begin INFORMATION PROVIDED
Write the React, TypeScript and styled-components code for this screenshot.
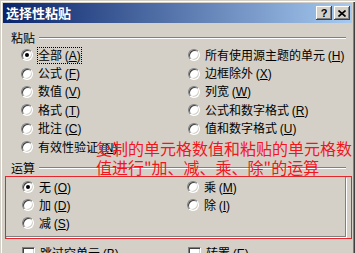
import styled, { createGlobalStyle } from "styled-components";

const GlobalStyle = createGlobalStyle`
  html, body {
    margin: 0;
    padding: 0;
    background: #d4d0c8;
  }
  body {
    font-family: "Liberation Sans", "Noto Sans CJK SC", sans-serif;
  }
`;

const Window = styled.div`
  position: relative;
  width: 355px;
  height: 253px;
  box-sizing: border-box;
  overflow: hidden;
  padding: 3px 3px 0 3px;
  display: flex;
  flex-direction: column;
  background: #d4d0c8;
  color: #000;
  font-family: "Liberation Sans", "Noto Sans CJK SC", sans-serif;
  font-size: 12px;
  box-shadow: inset 1px 1px 0 #d4d0c8, inset 2px 2px 0 #ffffff,
    inset -1px 0 0 #404040, inset -2px 0 0 #808080;
`;

const TitleBar = styled.div`
  flex: none;
  height: 20px;
  display: flex;
  align-items: center;
  padding: 0 2px 0 3px;
  background: linear-gradient(to right, #0a246a, #a6caf0);
`;

const Title = styled.span`
  flex: 1;
  color: #fff;
  font-family: "Noto Sans CJK SC", sans-serif;
  font-weight: 700;
  font-size: 13px;
  line-height: 20px;
`;

const CaptionButton = styled.button`
  width: 16px;
  height: 14px;
  padding: 0;
  margin: 0;
  border: none;
  display: flex;
  align-items: center;
  justify-content: center;
  background: #d4d0c8;
  color: #000;
  font: bold 11px "Liberation Sans", sans-serif;
  box-shadow: inset -1px -1px 0 #404040, inset 1px 1px 0 #ffffff,
    inset -2px -2px 0 #808080, inset 2px 2px 0 #d4d0c8;

  & + & {
    margin-left: 2px;
  }
`;

const Body = styled.div`
  flex: 1;
  display: flex;
  flex-direction: column;
  padding-top: 8px;
`;

const GroupHeader = styled.div<{ $gap?: number }>`
  display: flex;
  align-items: center;
  height: 14px;
  padding-left: 8px;
  margin-right: 6px;
  margin-top: ${(p) => p.$gap ?? 0}px;
`;

const GroupLabel = styled.span`
  font-family: "Noto Sans CJK SC", sans-serif;
  font-size: 12px;
  line-height: 14px;
  padding-right: 4px;
`;

const EtchedLine = styled.div`
  flex: 1;
  height: 0;
  border-top: 1px solid #808080;
  border-bottom: 1px solid #ffffff;
`;

const OptionGrid = styled.div<{ $rowH: number; $left: number }>`
  display: grid;
  grid-template-columns: ${(p) => 188 - 21 - (21 - p.$left - 3)}px 1fr;
  grid-auto-rows: ${(p) => p.$rowH}px;
  grid-auto-flow: column;
  grid-template-rows: repeat(var(--rows), ${(p) => p.$rowH}px);
  padding-left: ${(p) => p.$left}px;
`;

const Option = styled.label`
  display: flex;
  align-items: center;
  gap: 5px;
  white-space: nowrap;
  font-size: 12px;
  line-height: 14px;
`;

const OptionText = styled.span<{ $focused?: boolean }>`
  padding: 1px;
  margin-left: -1px;
  outline: ${(p) => (p.$focused ? "1px dotted #000" : "none")};
  outline-offset: -1px;
  font-family: "Noto Sans CJK SC", sans-serif;

  u,
  i {
    font-style: normal;
    font-family: "Liberation Sans", sans-serif;
  }
`;

const RadioDot = styled.span<{ $checked?: boolean }>`
  position: relative;
  flex: none;
  width: 12px;
  height: 12px;
  box-sizing: border-box;
  border-radius: 50%;
  background: #fff;
  border: 1px solid;
  border-color: #808080 #ffffff #ffffff #808080;
  box-shadow: inset 1px 1px 0 #404040, inset -1px -1px 0 #d4d0c8;

  &::after {
    content: "";
    position: absolute;
    left: 3px;
    top: 3px;
    width: 4px;
    height: 4px;
    border-radius: 50%;
    background: #000;
    display: ${(p) => (p.$checked ? "block" : "none")};
  }
`;

const CheckBox = styled.span`
  flex: none;
  width: 13px;
  height: 13px;
  box-sizing: border-box;
  background: #fff;
  border: 1px solid;
  border-color: #808080 #ffffff #ffffff #808080;
  box-shadow: inset 1px 1px 0 #404040, inset -1px -1px 0 #d4d0c8;
`;

const MarkedBox = styled.div`
  margin: 1px 0 0 2px;
  border: 1px solid #e5262c;
  padding-bottom: 1px;
`;

const InnerFrame = styled.div`
  margin-right: 5px;
  padding: 1px 0 4px 0;
  border-right: 1px solid #808080;
  border-bottom: 1px solid #808080;
  box-shadow: 1px 1px 0 #ffffff;
`;

const CheckRow = styled.div`
  display: grid;
  grid-template-columns: 166px 1fr;
  padding-left: 19px;
  margin-top: 6px;
`;

const Note = styled.div`
  position: absolute;
  left: 96px;
  top: 139px;
  color: #f2161c;
  font-family: "Noto Sans CJK SC", sans-serif;
  font-size: 16px;
  line-height: 19px;
  white-space: pre;
`;

type Opt = { text: string; key: string; checked?: boolean; focused?: boolean };

const pasteOpts: Opt[] = [
  { text: "全部", key: "A", checked: true, focused: true },
  { text: "公式", key: "F" },
  { text: "数值", key: "V" },
  { text: "格式", key: "T" },
  { text: "批注", key: "C" },
  { text: "有效性验证", key: "N" },
  { text: "所有使用源主题的单元", key: "H" },
  { text: "边框除外", key: "X" },
  { text: "列宽", key: "W" },
  { text: "公式和数字格式", key: "R" },
  { text: "值和数字格式", key: "U" },
];

const opOpts: Opt[] = [
  { text: "无", key: "O", checked: true },
  { text: "加", key: "D" },
  { text: "减", key: "S" },
  { text: "乘", key: "M" },
  { text: "除", key: "I" },
];

function Radio({ o }: { o: Opt }) {
  return (
    <Option>
      <RadioDot $checked={o.checked} />
      <OptionText $focused={o.focused}>
        {o.text} <i>(</i>
        <u>{o.key}</u>
        <i>)</i>
      </OptionText>
    </Option>
  );
}

export default function App() {
  return (
    <>
      <GlobalStyle />
      <Window>
        <TitleBar>
          <Title>选择性粘贴</Title>
          <CaptionButton>?</CaptionButton>
          <CaptionButton>
            <svg width="8" height="7" viewBox="0 0 8 7">
              <path d="M0.5 0.5 L7.5 6.5 M7.5 0.5 L0.5 6.5" stroke="#000" strokeWidth="1.6" />
            </svg>
          </CaptionButton>
        </TitleBar>
        <Body>
          <GroupHeader>
            <GroupLabel>粘贴</GroupLabel>
            <EtchedLine />
          </GroupHeader>
          <OptionGrid $rowH={18.4} $left={18} style={{ ["--rows" as string]: 6, paddingTop: 1 }}>
            {pasteOpts.map((o) => (
              <Radio key={o.key} o={o} />
            ))}
          </OptionGrid>
          <GroupHeader $gap={5}>
            <GroupLabel>运算</GroupLabel>
            <EtchedLine />
          </GroupHeader>
          <MarkedBox>
            <InnerFrame>
              <OptionGrid $rowH={18} $left={16} style={{ ["--rows" as string]: 3 }}>
                {opOpts.map((o) => (
                  <Radio key={o.key} o={o} />
                ))}
              </OptionGrid>
            </InnerFrame>
          </MarkedBox>
          <CheckRow>
            <Option>
              <CheckBox />
              <OptionText>
                跳过空单元 <i>(</i>
                <u>B</u>
                <i>)</i>
              </OptionText>
            </Option>
            <Option>
              <CheckBox />
              <OptionText>
                转置 <i>(</i>
                <u>E</u>
                <i>)</i>
              </OptionText>
            </Option>
          </CheckRow>
        </Body>
        <Note>{"复制的单元格数值和粘贴的单元格数\n值进行\"加、减、乘、除\"的运算"}</Note>
      </Window>
    </>
  );
}
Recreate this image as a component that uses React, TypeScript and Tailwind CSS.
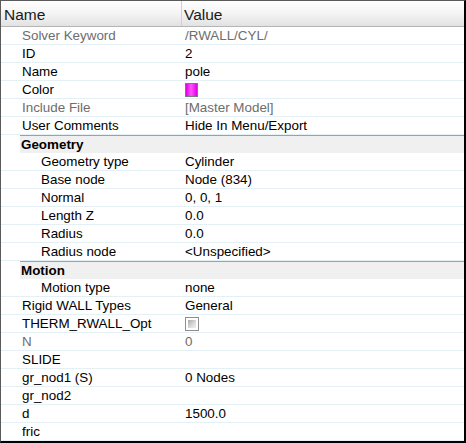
end INFORMATION PROVIDED
Write out every entry again word for word, without any of the pictures.

Write the React, TypeScript and styled-components code for this screenshot.
import styled, { createGlobalStyle } from "styled-components";

const GlobalStyle = createGlobalStyle`
  html, body {
    margin: 0;
    padding: 0;
    background: #d4d0c8;
  }
  body {
    font-family: "Liberation Sans", "Noto Sans CJK SC", sans-serif;
  }
`;

const Window = styled.div`
  position: relative;
  width: 355px;
  height: 253px;
  box-sizing: border-box;
  overflow: hidden;
  padding: 3px 3px 0 3px;
  display: flex;
  flex-direction: column;
  background: #d4d0c8;
  color: #000;
  font-family: "Liberation Sans", "Noto Sans CJK SC", sans-serif;
  font-size: 12px;
  box-shadow: inset 1px 1px 0 #d4d0c8, inset 2px 2px 0 #ffffff,
    inset -1px 0 0 #404040, inset -2px 0 0 #808080;
`;

const TitleBar = styled.div`
  flex: none;
  height: 20px;
  display: flex;
  align-items: center;
  padding: 0 2px 0 3px;
  background: linear-gradient(to right, #0a246a, #a6caf0);
`;

const Title = styled.span`
  flex: 1;
  color: #fff;
  font-family: "Noto Sans CJK SC", sans-serif;
  font-weight: 700;
  font-size: 13px;
  line-height: 20px;
`;

const CaptionButton = styled.button`
  width: 16px;
  height: 14px;
  padding: 0;
  margin: 0;
  border: none;
  display: flex;
  align-items: center;
  justify-content: center;
  background: #d4d0c8;
  color: #000;
  font: bold 11px "Liberation Sans", sans-serif;
  box-shadow: inset -1px -1px 0 #404040, inset 1px 1px 0 #ffffff,
    inset -2px -2px 0 #808080, inset 2px 2px 0 #d4d0c8;

  & + & {
    margin-left: 2px;
  }
`;

const Body = styled.div`
  flex: 1;
  display: flex;
  flex-direction: column;
  padding-top: 8px;
`;

const GroupHeader = styled.div<{ $gap?: number }>`
  display: flex;
  align-items: center;
  height: 14px;
  padding-left: 8px;
  margin-right: 6px;
  margin-top: ${(p) => p.$gap ?? 0}px;
`;

const GroupLabel = styled.span`
  font-family: "Noto Sans CJK SC", sans-serif;
  font-size: 12px;
  line-height: 14px;
  padding-right: 4px;
`;

const EtchedLine = styled.div`
  flex: 1;
  height: 0;
  border-top: 1px solid #808080;
  border-bottom: 1px solid #ffffff;
`;

const OptionGrid = styled.div<{ $rowH: number; $left: number }>`
  display: grid;
  grid-template-columns: ${(p) => 188 - 21 - (21 - p.$left - 3)}px 1fr;
  grid-auto-rows: ${(p) => p.$rowH}px;
  grid-auto-flow: column;
  grid-template-rows: repeat(var(--rows), ${(p) => p.$rowH}px);
  padding-left: ${(p) => p.$left}px;
`;

const Option = styled.label`
  display: flex;
  align-items: center;
  gap: 5px;
  white-space: nowrap;
  font-size: 12px;
  line-height: 14px;
`;

const OptionText = styled.span<{ $focused?: boolean }>`
  padding: 1px;
  margin-left: -1px;
  outline: ${(p) => (p.$focused ? "1px dotted #000" : "none")};
  outline-offset: -1px;
  font-family: "Noto Sans CJK SC", sans-serif;

  u,
  i {
    font-style: normal;
    font-family: "Liberation Sans", sans-serif;
  }
`;

const RadioDot = styled.span<{ $checked?: boolean }>`
  position: relative;
  flex: none;
  width: 12px;
  height: 12px;
  box-sizing: border-box;
  border-radius: 50%;
  background: #fff;
  border: 1px solid;
  border-color: #808080 #ffffff #ffffff #808080;
  box-shadow: inset 1px 1px 0 #404040, inset -1px -1px 0 #d4d0c8;

  &::after {
    content: "";
    position: absolute;
    left: 3px;
    top: 3px;
    width: 4px;
    height: 4px;
    border-radius: 50%;
    background: #000;
    display: ${(p) => (p.$checked ? "block" : "none")};
  }
`;

const CheckBox = styled.span`
  flex: none;
  width: 13px;
  height: 13px;
  box-sizing: border-box;
  background: #fff;
  border: 1px solid;
  border-color: #808080 #ffffff #ffffff #808080;
  box-shadow: inset 1px 1px 0 #404040, inset -1px -1px 0 #d4d0c8;
`;

const MarkedBox = styled.div`
  margin: 1px 0 0 2px;
  border: 1px solid #e5262c;
  padding-bottom: 1px;
`;

const InnerFrame = styled.div`
  margin-right: 5px;
  padding: 1px 0 4px 0;
  border-right: 1px solid #808080;
  border-bottom: 1px solid #808080;
  box-shadow: 1px 1px 0 #ffffff;
`;

const CheckRow = styled.div`
  display: grid;
  grid-template-columns: 166px 1fr;
  padding-left: 19px;
  margin-top: 6px;
`;

const Note = styled.div`
  position: absolute;
  left: 96px;
  top: 139px;
  color: #f2161c;
  font-family: "Noto Sans CJK SC", sans-serif;
  font-size: 16px;
  line-height: 19px;
  white-space: pre;
`;

type Opt = { text: string; key: string; checked?: boolean; focused?: boolean };

const pasteOpts: Opt[] = [
  { text: "全部", key: "A", checked: true, focused: true },
  { text: "公式", key: "F" },
  { text: "数值", key: "V" },
  { text: "格式", key: "T" },
  { text: "批注", key: "C" },
  { text: "有效性验证", key: "N" },
  { text: "所有使用源主题的单元", key: "H" },
  { text: "边框除外", key: "X" },
  { text: "列宽", key: "W" },
  { text: "公式和数字格式", key: "R" },
  { text: "值和数字格式", key: "U" },
];

const opOpts: Opt[] = [
  { text: "无", key: "O", checked: true },
  { text: "加", key: "D" },
  { text: "减", key: "S" },
  { text: "乘", key: "M" },
  { text: "除", key: "I" },
];

function Radio({ o }: { o: Opt }) {
  return (
    <Option>
      <RadioDot $checked={o.checked} />
      <OptionText $focused={o.focused}>
        {o.text} <i>(</i>
        <u>{o.key}</u>
        <i>)</i>
      </OptionText>
    </Option>
  );
}

export default function App() {
  return (
    <>
      <GlobalStyle />
      <Window>
        <TitleBar>
          <Title>选择性粘贴</Title>
          <CaptionButton>?</CaptionButton>
          <CaptionButton>
            <svg width="8" height="7" viewBox="0 0 8 7">
              <path d="M0.5 0.5 L7.5 6.5 M7.5 0.5 L0.5 6.5" stroke="#000" strokeWidth="1.6" />
            </svg>
          </CaptionButton>
        </TitleBar>
        <Body>
          <GroupHeader>
            <GroupLabel>粘贴</GroupLabel>
            <EtchedLine />
          </GroupHeader>
          <OptionGrid $rowH={18.4} $left={18} style={{ ["--rows" as string]: 6, paddingTop: 1 }}>
            {pasteOpts.map((o) => (
              <Radio key={o.key} o={o} />
            ))}
          </OptionGrid>
          <GroupHeader $gap={5}>
            <GroupLabel>运算</GroupLabel>
            <EtchedLine />
          </GroupHeader>
          <MarkedBox>
            <InnerFrame>
              <OptionGrid $rowH={18} $left={16} style={{ ["--rows" as string]: 3 }}>
                {opOpts.map((o) => (
                  <Radio key={o.key} o={o} />
                ))}
              </OptionGrid>
            </InnerFrame>
          </MarkedBox>
          <CheckRow>
            <Option>
              <CheckBox />
              <OptionText>
                跳过空单元 <i>(</i>
                <u>B</u>
                <i>)</i>
              </OptionText>
            </Option>
            <Option>
              <CheckBox />
              <OptionText>
                转置 <i>(</i>
                <u>E</u>
                <i>)</i>
              </OptionText>
            </Option>
          </CheckRow>
        </Body>
        <Note>{"复制的单元格数值和粘贴的单元格数\n值进行\"加、减、乘、除\"的运算"}</Note>
      </Window>
    </>
  );
}
Recreate this image as a component that uses React, TypeScript and Tailwind CSS.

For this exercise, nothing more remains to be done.